I don't know who your heroes were back in the mid-'40s, maybe Sid Luckman or Doc Blanchard or the immortal Frankie Sinkwich, but mine were Al Blaylock and Dee Dee Pollard and Steve Long. I'm talking giants now. Two even played on the high school team.
I was about 12 years old, and, since we played sandlot football all year long, in the off-season I was occasionally afforded the chance to play with them.
The games always ended the same: just about dark, with someone's mother stepping out on the front porch and calling, "Yoo hoo! Charles (or Bill or Mack or Morris), it's time to come in to supper!"
Now we grammar school kids, "small fry," as the big boys called us, didn't always get to play. Sometimes the sides were even, and we simply stood around on the sidelines hoping we'd somehow get into the game.

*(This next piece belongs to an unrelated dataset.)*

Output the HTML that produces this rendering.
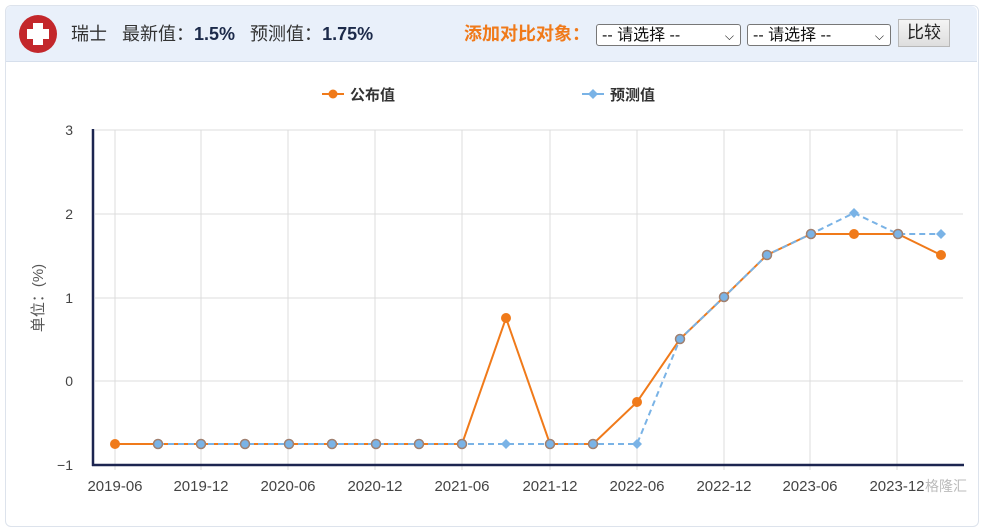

We played Saturdays and Sundays and a few times after school, but mostly it was those Saturday afternoons when the Big Games occurred. And it was at the end of one of those Big Game days that my greatest moment came.
Getting into a game depended on how uneven the sides were among the high school boys or just how benevolent they were feeling that day. Actually, though, the most dreaded thing was being picked last. When it came to us sideliners, there were few feelings spared. One of the captains would say, "Well, I'll take Fred and Guy: You can have that other kid."
And the other captain would say, "You kidding me? He couldn't catch a pass in a washtub."
"So what, you ain't going to throw to him anyway."
"Yeah, but them two you want might get in somebody's way as blockers."